Friday, August 1, 2014

The disappearing moment effect



Ever want to share an experience with the world, try to write and photograph and document it?  And you try and try to get other people to see the amazing things you've seen, the places you've been and realize you can't, and maybe that's why you cherish those moments so very much?

 Because at one point, you were standing on a street corner in Vietnam, and you were in love with everything, and that one moment belongs to you alone. You want other people to see it, to understand the beauty in an alien city with trees bursting from the pavement, tangling with power wires; where everything smells different  and the people are all the same and all different from you but when they smile at you its the same as ever.

You took a picture of that street. You show it to your friends and family, but ultimately that is your moment. You were there smelling those smells, eating ice cream and the weirdest looking fruit you could have never imagined, and that moment rides along with you like a personal, pleasant ghost.

People ask my why I went to Vietnam, of all places, and I didn't know. But I know why I'm going back someday -- I need more moments.

Saturday, May 24, 2014

Roving heart, wandering wits

The first thing you need to know about me, part of the reasoning behind the title "Wandering Wits" is because it's a fancy, alliterative way to say I have a meandering mind. Now part of that is fairly standard ADD, a need to jump between thoughts and ideas and projects to stay sane. A larger, more poetic part is my near-constant need to be somewhere, typically called wanderlust.

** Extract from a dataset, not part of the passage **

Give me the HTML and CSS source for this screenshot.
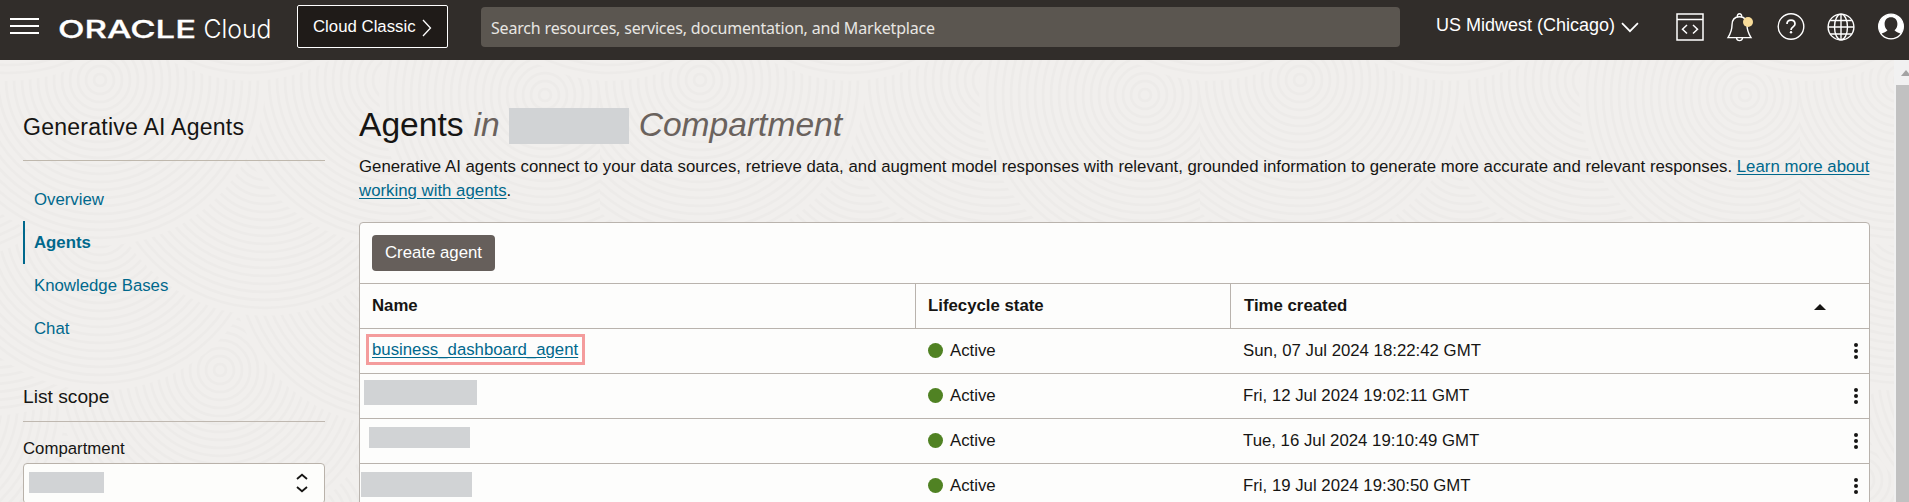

I had the wonderful opportunity to travel in high school, with a band program that stayed with host families, and spent three weeks traveling France, Germany, Denmark and the Netherlands. Then in college went to Italy for a week as a spring break program and earned three credits traipsing around Rome and Florence. Then I earned six credits in six weeks in Vietnam, Cambodia, and China. And then my best friend lived in Korea for a spell, and I had to visit.

I will undoubtedly talk about all these experiences at length. Not to brag, but to help you understand my addiction. My addiction to being somewhere else. I have been in this country for a year, which means I'm getting the itch, the symptom. I love my home, but the side effect of having fairly consecutive out-of-country experiences is a craving to be elsewhere. To be surrounded by new. If you share my addiction, you know exactly what I'm talking about. If you don't, I will do my best to educate as I share my experiences.r

Thursday, January 16, 2014

Tabula Rasa

I'm not much one for resolutions. I tend to make them and ignore them, or put off making them until March, or make them randomly throughout the year. I treat them very irreverently. So this blog isn't a resolution. I believe in new things, blank slates rather then promises I don't hold in much esteem anyway. This, this is a new thing for a New Year.

I've tried blogging before and it never seemed to work. Or it worked for a while, but  never stuck. I tried dabbling in design, I tried schedules and planning. But I never had a reason to blog, things I wanted to blog about. I had a blog because I had a writing degree and no idea what to do with it. I still can't say I do. But I've ruminated. Thought about it, turned ideas around, ruminated.

I had everything backwards. I was writing because I had a writing degree, not because I liked writing. So I had a blog because I had a degree, not because I had a passion.

And I think if anything will work, it's a blank slate. I need to write. Not because I'm supposed to, but because I want to. And use my deep, abiding love of the internet to do so.

So progress may be slow. This may not start with a bang. I'm going to let it happen how it happens, and let things happen because I want them to. Welcome to the journey.